I did read that. But I think it's silly to go to huge such huge efforts to reduce risk in nuclear energy while we pump out enormous amounts of air pollution with coal. Tens of thousands die every year in the US alone, millions worldwide... and people are worried about potential risks from freak events? We should worry about large, real, experienced dangers rather than small, unreal, conjecture-based dangers.
I see Fukushima and raise dam failures - those actually kill people in huge numbers. One dam failure in China made Fukushima look like a joke - 11 million homeless, 171,000 dead. Yet nobody scrambles to prevent dams being built, blanket-bans them by law.

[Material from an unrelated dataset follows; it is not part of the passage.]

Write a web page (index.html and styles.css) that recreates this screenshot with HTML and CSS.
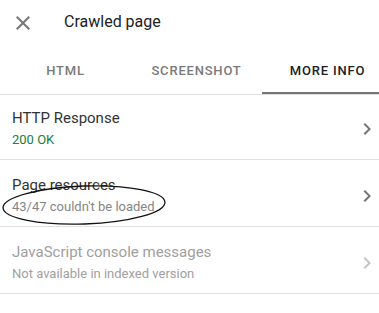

As for the worst case scenarios... there's excessive hysteria about radiation. The methodology is dubious at best, linear no-limit threshold models are just a guessing game of extrapolating from real danger to effects that can't even be observed. It's unscientific and defies reason - should we build giant shades to blot out the sun (a major source of radiation)? If there's no safe threshold for nuclear-derived radiation, why should there be a safe threshold for UV (which again kills orders of magnitude more than nuclear energy ever has every single year). The cost of a major nuclear disaster is a social construct, people feeling like they ought to evacuate, be stressed or expensively clean up despite the effects being small. There's zero existential risk as well.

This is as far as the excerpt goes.